Still, Adams has no doubt that something is different with the weather. “Two-inch rains used to be a big deal… now it seems like there are three-, four-, five-inch rains all the time,” he said.
He’s right. According to the federal government’s 2018 National Climate Assessment, since the 1950s, heavy rain events in the Upper Midwest have increased by more than a third. Scientists say climate change has contributed to that increase, but Adams is unsure. “No one even knows, is this even change or is this normal? We don’t know. Maybe this is a long cycle,” he said.
“They talk, talk, talk about global warming and then comes last winter, one of the coldest, snowiest winters on record. Well, is that an aspect of global [warming]?” Adams contemplates, “Then everybody looks back and says you must be full of boloney.”
Omaha, Nebraska did in fact record its snowiest winter ever in 2019, and February was one of the coldest on record. Globally, however, 2019 is on track to be the second or third warmest year on record. With mixed climate signals like that, to understand the climate change connections you either need a degree in atmospheric sciences or a willingness to take the scientists at their word. And that’s where things turn from science to ideology.
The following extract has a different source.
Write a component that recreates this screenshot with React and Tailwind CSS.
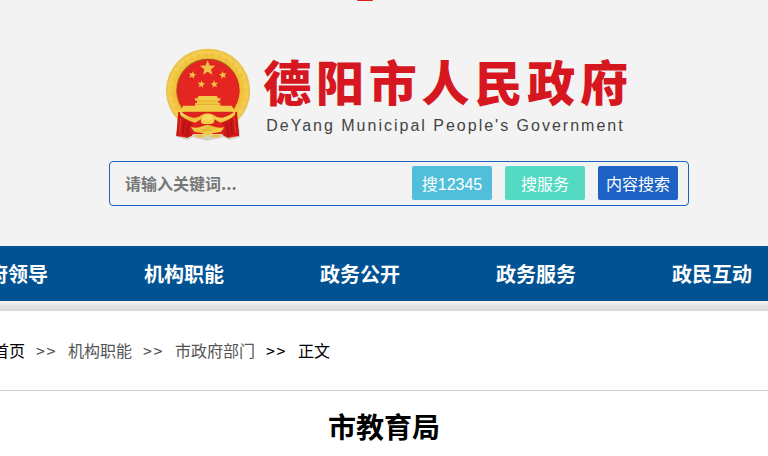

“It’s embedded deep. It’s woven so deep,” said Graham Christiansen, also fifth-generation grain producer in the region. “It’s very bewildering for me too that we are battling some of the scientific consensus on this.”
Christiansen is leading an effort to educate farmers on the benefits of regenerative farming practices that aim to improve soil health, the environment — and profitability as well. In his travels around the state, Christiansen meets with farmers in some of the most remote rural stretches of the nation.
“We don’t get as much access to information that other people do,” he says, observing that what access farmers do have is often limited to conservative radio or television.
Compounding that, he says, is the fact that many young, creative people are leaving rural areas due to a lack of opportunity. He believes this perpetuates a homogenous narrative: “The same people get the same thing pounded over and over again into their heads and they believe it.”
Political identity appears to play a significant role in farmers’ skepticism about climate change. In Adams’s view, “The Democrats kind of came up with global warming, right? It’s a critical platform for them. So I think that’s why in red states they have different views on it.”
He added, “When people start talking about climate change it’s like someone is trying to push an agenda here.”
J. Gordon Arbuckle, a sociologist at Iowa State University, is part of team of university extension and agriculture outreach educators that’s been doing research on this subject since 2011. “I think it’s mostly political worldview. Climate change and similar terms are just plain not welcome in some political circles,” said Arbuckle.
Building trust and finding common ground
While farmers like Adams may be dubious about what they view as a political agenda, Christiansen says he does not get that same pushback.
“When I go out into places and talk about climate change it’s usually not that divisive,” he said. In his experience, Nebraskans are more open to discussing climate change among people they trust. “These farmers respond better when they hear it from other farmers and ranchers,” Christiansen said.
Former Illinois State Climatologist Jim Angel has lifelong experience with farmers. He says climate change acceptance can be risky proposition because it has consequences: “To admit to human-induced climate change means you are now obliged to take significant steps to reduce greenhouse gas emissions.”
Angel continues, “Some of the ideas being advocated for greenhouse gas reduction, such as a carbon tax or the promotion of a vegan diet, would have significant impacts on farmers. That makes my job of talking to farmers about climate change a lot harder.”
To bridge the political and cultural gap on the issue, Adams suggests ditching what he considers the loaded term “climate change” and replacing it with more neutral discussion of extreme weather. “When you stop and talk about it that way, you get more understanding of it than just plain, ‘do you believe in climate change?’,” he said.
The research supports this. “Terms like ‘increasing weather variability,’ ‘long-term weather patterns’ and ‘extreme weather events’ and their local impacts are less controversial than the topic of climate change,” Arbuckle and his Iowa State University colleagues write. They also suggest “limiting discussion of the causes of climate change, which are less relevant to changing farm practices and more likely to alienate audiences.”
And they stress that it’s worthwhile to keep engaging with farmers on the topic. “Farmers and advisers, like anyone else, can change their perspectives on things as they learn from new experiences and information,” they write.
Christiansen says he’s had great success in minimizing talk of causes and focusing on providing solutions to help save farms with sustainable agricultural practices. “Once they do this stuff, all of a sudden they are believers. They are saying the right things, defying the stigmas and doing the right thing for the next generation,” he said.
Solutions are exactly what Adams wants to focus on right now on his flood-damaged farm. “I have millions and millions of dollars lost in this. You could walk through my local community right now and ask these questions about climate change and the answer you’d probably get is they could probably give a damn about climate change, because they are beaten down from this disaster and they just need help getting back on their feet.”